++++ Dataset section

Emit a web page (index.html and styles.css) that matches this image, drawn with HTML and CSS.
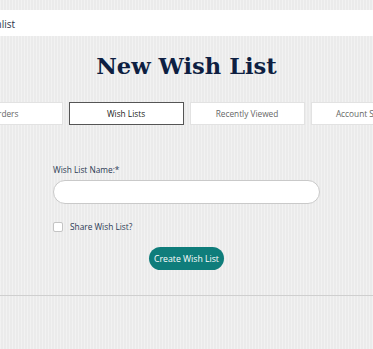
FILE: index.html
```html
<!DOCTYPE html>
<html lang="en">
<head>
<meta charset="utf-8">
<title>New Wish List</title>
<link rel="stylesheet" href="styles.css">
</head>
<body>
<div class="topbar"></div>
<div class="crumbs"><span class="crumb-text">Wishlist</span></div>
<main class="page">
  <h1 class="title">New Wish List</h1>
  <nav class="tabs">
    <a class="tab">Orders</a>
    <a class="tab active">Wish Lists</a>
    <a class="tab">Recently Viewed</a>
    <a class="tab">Account Settings</a>
  </nav>
  <section class="panel">
    <form class="form">
      <label class="label" for="name">Wish List Name:<span class="req">*</span></label>
      <input class="input" id="name" type="text">
      <label class="check"><span class="box"></span><span>Share Wish List?</span></label>
      <div class="actions"><button type="button" class="btn">Create Wish List</button></div>
    </form>
  </section>
</main>
</body>
</html>
```
FILE: styles.css
```css
html, body {
  margin: 0;
  padding: 0;
}
body {
  background-color: #ebebeb;
  background-image: repeating-linear-gradient(90deg, rgba(255,255,255,0.35) 0 1px, rgba(0,0,0,0) 1px 3px);
  font-family: "Open Sans", "Liberation Sans", sans-serif;
  color: #2b3a55;
  overflow: hidden;
  width: 373px;
  height: 349px;
}
.topbar {
  height: 10px;
}
.crumbs {
  height: 26px;
  background: #fff;
  display: flex;
  align-items: center;
  overflow: hidden;
}
.crumb-text {
  font-size: 10px;
  color: #2b3448;
  margin-left: -21px;
  margin-top: 1px;
}
.page {
  display: flex;
  flex-direction: column;
  align-items: center;
}
.title {
  margin: 12px 0 0;
  font-family: "DejaVu Serif", "Liberation Serif", serif;
  font-weight: bold;
  font-size: 22.6px;
  line-height: 36px;
  color: #0e1f42;
}
.tabs {
  display: flex;
  gap: 6px;
  margin-top: 18px;
  width: 478px;
  flex-shrink: 0;
}
.tab {
  width: 115px;
  height: 23px;
  box-sizing: border-box;
  flex-shrink: 0;
  background: #fff;
  border: 1px solid #e2e2e2;
  display: flex;
  align-items: center;
  justify-content: center;
  font-size: 8.3px;
  color: #666;
  white-space: nowrap;
  overflow: hidden;
}
.tab.active {
  border-color: #555;
  color: #222;
}
.panel {
  align-self: stretch;
  height: 170px;
  border-bottom: 1px solid #cfcfcf;
  display: flex;
  justify-content: center;
}
.form {
  width: 267px;
  display: flex;
  flex-direction: column;
  padding-top: 39px;
}
.label {
  font-size: 8.3px;
  line-height: 12px;
  color: #2b3a55;
}
.req {
  color: #2b3a55;
}
.input {
  margin-top: 4px;
  height: 24px;
  box-sizing: border-box;
  border: 1px solid #c9c9c9;
  border-radius: 12px;
  background: #fff;
  padding: 0 12px;
  outline: none;
}
.check {
  margin-top: 17px;
  display: flex;
  align-items: center;
  gap: 7px;
  font-size: 8.3px;
  color: #2b3a55;
  line-height: 12px;
}
.box {
  width: 8px;
  height: 8px;
  border: 1px solid #c4c4c4;
  border-radius: 2px;
  background: #fff;
}
.actions {
  display: flex;
  justify-content: center;
  margin-top: 14px;
}
.btn {
  height: 23px;
  width: 75px;
  padding: 0;
  border: none;
  border-radius: 12px;
  background: #0f7d7b;
  color: #fff;
  font-family: "Open Sans", "Liberation Sans", sans-serif;
  font-size: 8.7px;
  font-weight: 500;
  white-space: nowrap;
}
```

++++++++

Task description |
Reproduce the full listing faithfully, but do not carry over any pictures.

Complete response |
Emit a web page (index.html and styles.css) that matches this image, drawn with HTML and CSS.
FILE: index.html
```html
<!DOCTYPE html>
<html lang="en">
<head>
<meta charset="utf-8">
<title>New Wish List</title>
<link rel="stylesheet" href="styles.css">
</head>
<body>
<div class="topbar"></div>
<div class="crumbs"><span class="crumb-text">Wishlist</span></div>
<main class="page">
  <h1 class="title">New Wish List</h1>
  <nav class="tabs">
    <a class="tab">Orders</a>
    <a class="tab active">Wish Lists</a>
    <a class="tab">Recently Viewed</a>
    <a class="tab">Account Settings</a>
  </nav>
  <section class="panel">
    <form class="form">
      <label class="label" for="name">Wish List Name:<span class="req">*</span></label>
      <input class="input" id="name" type="text">
      <label class="check"><span class="box"></span><span>Share Wish List?</span></label>
      <div class="actions"><button type="button" class="btn">Create Wish List</button></div>
    </form>
  </section>
</main>
</body>
</html>
```
FILE: styles.css
```css
html, body {
  margin: 0;
  padding: 0;
}
body {
  background-color: #ebebeb;
  background-image: repeating-linear-gradient(90deg, rgba(255,255,255,0.35) 0 1px, rgba(0,0,0,0) 1px 3px);
  font-family: "Open Sans", "Liberation Sans", sans-serif;
  color: #2b3a55;
  overflow: hidden;
  width: 373px;
  height: 349px;
}
.topbar {
  height: 10px;
}
.crumbs {
  height: 26px;
  background: #fff;
  display: flex;
  align-items: center;
  overflow: hidden;
}
.crumb-text {
  font-size: 10px;
  color: #2b3448;
  margin-left: -21px;
  margin-top: 1px;
}
.page {
  display: flex;
  flex-direction: column;
  align-items: center;
}
.title {
  margin: 12px 0 0;
  font-family: "DejaVu Serif", "Liberation Serif", serif;
  font-weight: bold;
  font-size: 22.6px;
  line-height: 36px;
  color: #0e1f42;
}
.tabs {
  display: flex;
  gap: 6px;
  margin-top: 18px;
  width: 478px;
  flex-shrink: 0;
}
.tab {
  width: 115px;
  height: 23px;
  box-sizing: border-box;
  flex-shrink: 0;
  background: #fff;
  border: 1px solid #e2e2e2;
  display: flex;
  align-items: center;
  justify-content: center;
  font-size: 8.3px;
  color: #666;
  white-space: nowrap;
  overflow: hidden;
}
.tab.active {
  border-color: #555;
  color: #222;
}
.panel {
  align-self: stretch;
  height: 170px;
  border-bottom: 1px solid #cfcfcf;
  display: flex;
  justify-content: center;
}
.form {
  width: 267px;
  display: flex;
  flex-direction: column;
  padding-top: 39px;
}
.label {
  font-size: 8.3px;
  line-height: 12px;
  color: #2b3a55;
}
.req {
  color: #2b3a55;
}
.input {
  margin-top: 4px;
  height: 24px;
  box-sizing: border-box;
  border: 1px solid #c9c9c9;
  border-radius: 12px;
  background: #fff;
  padding: 0 12px;
  outline: none;
}
.check {
  margin-top: 17px;
  display: flex;
  align-items: center;
  gap: 7px;
  font-size: 8.3px;
  color: #2b3a55;
  line-height: 12px;
}
.box {
  width: 8px;
  height: 8px;
  border: 1px solid #c4c4c4;
  border-radius: 2px;
  background: #fff;
}
.actions {
  display: flex;
  justify-content: center;
  margin-top: 14px;
}
.btn {
  height: 23px;
  width: 75px;
  padding: 0;
  border: none;
  border-radius: 12px;
  background: #0f7d7b;
  color: #fff;
  font-family: "Open Sans", "Liberation Sans", sans-serif;
  font-size: 8.7px;
  font-weight: 500;
  white-space: nowrap;
}
```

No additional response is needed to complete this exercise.